Most amusing to me was the fact that he now had three personal military valets whose duties included standing watch over his closet, making sure his shoes were shined, his shirts pressed, his gym clothes always fresh and folded. Life in the White House was very different from life in the Hole.

“You see how neat I am now?” Barack said to me one day as we sat at breakfast, his eyes mirthful. “Have you looked in my closet?”

“I have,” I said, smiling back. “And you get no credit for any of it.”

* * *

In his first month in office, Barack signed the Lilly Ledbetter Fair Pay Act, which helped protect workers from wage discrimination based on factors like gender, race, or age. He ordered the end of the use of torture in interrogations and began an effort (ultimately unsuccessful) to close the detention facility at Guantánamo Bay within a year. He overhauled ethics rules governing White House employees’ interactions with lobbyists and, most important, managed to push a major economic stimulus bill through Congress, even though not a single House Republican voted in its favor. From where I sat, he seemed to be on a roll. The change he’d promised was becoming real.

As an added bonus, he was showing up for dinner on time.

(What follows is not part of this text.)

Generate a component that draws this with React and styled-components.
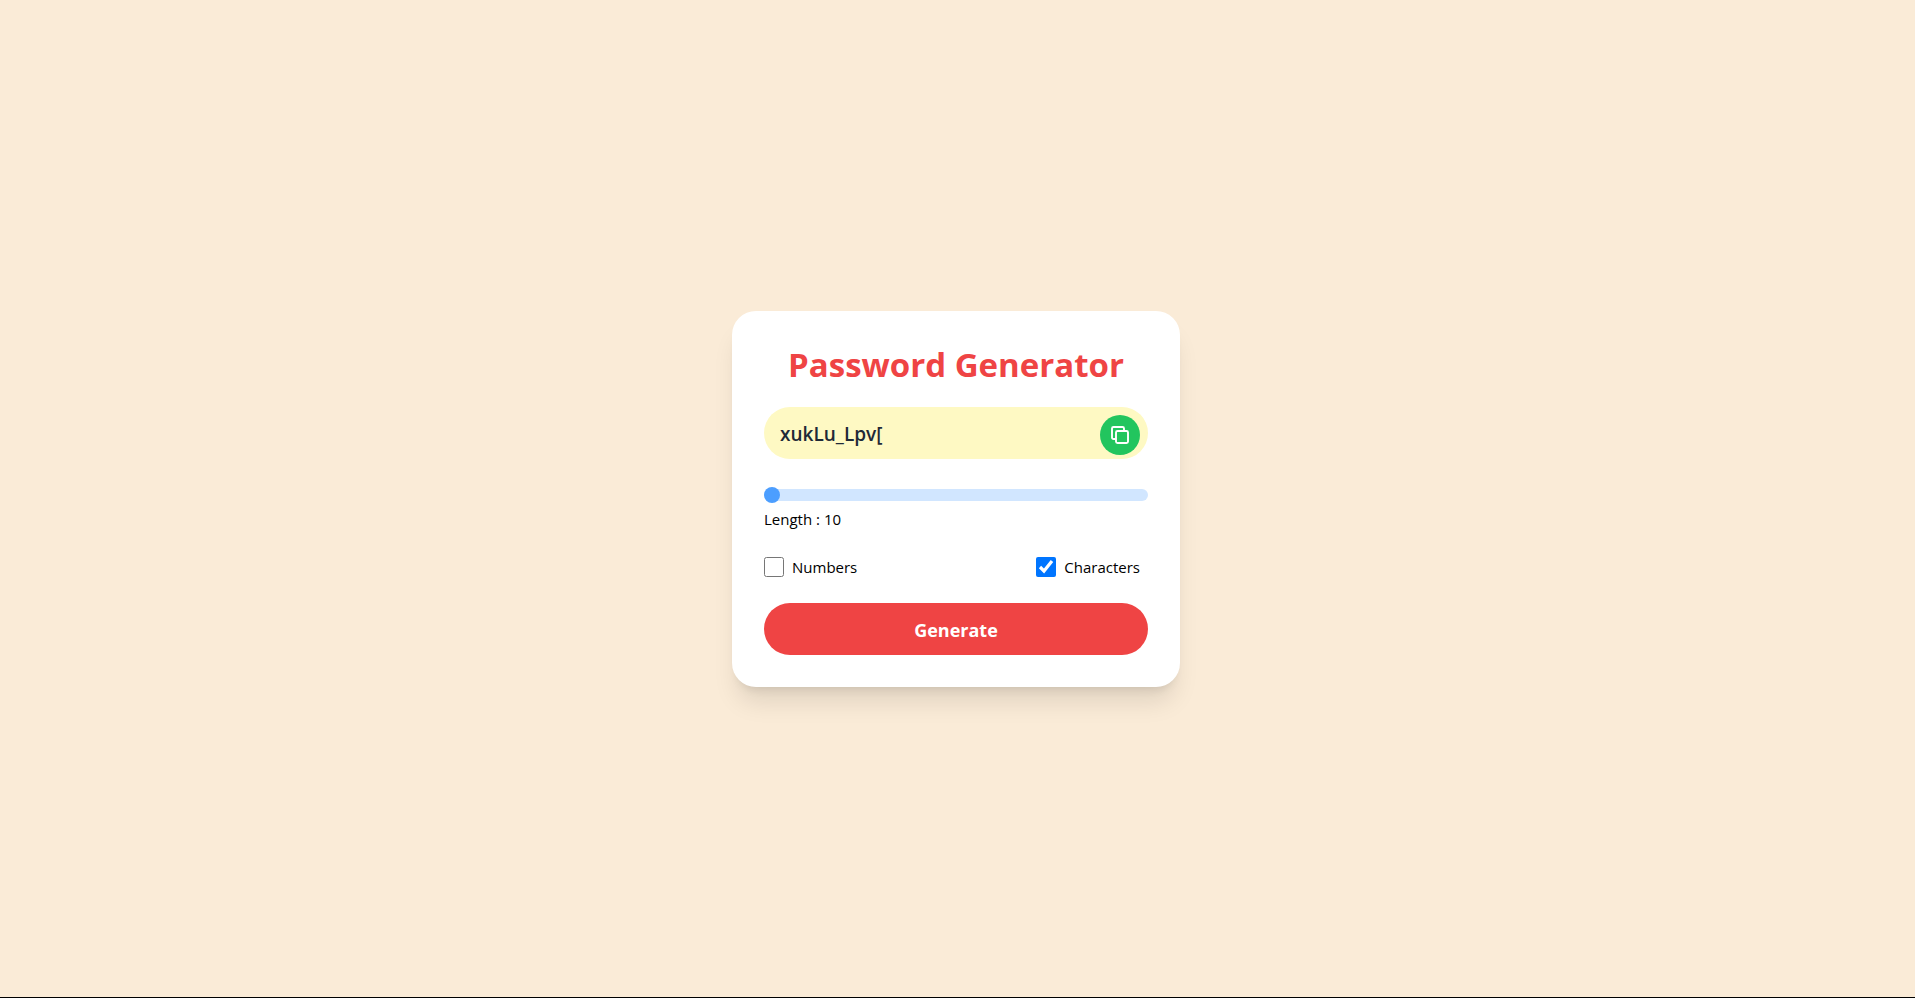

For me and the girls, this was the startling, happy shift that came from living in the White House with the president of the United States as opposed to living in Chicago with a father who served in some faraway senate and was often out campaigning for higher office. We had access, at long last, to Dad. His life was more orderly now. He worked a ridiculous number of hours, as he always had, but at 6:30 p.m. sharp he’d get on the elevator and ride upstairs to have a family meal, even if he often had to go right back down to the Oval Office afterward. My mother sometimes joined us for dinner, too, though she’d fallen into her own sort of routine, coming down to say hello before accompanying Malia and Sasha to school but mostly choosing to leave us in the evenings, instead eating dinner upstairs in the solarium adjacent to her bedroom while Jeopardy! was on. Even when we asked her to stay, she’d usually wave us off. “You all need your time,” she’d say.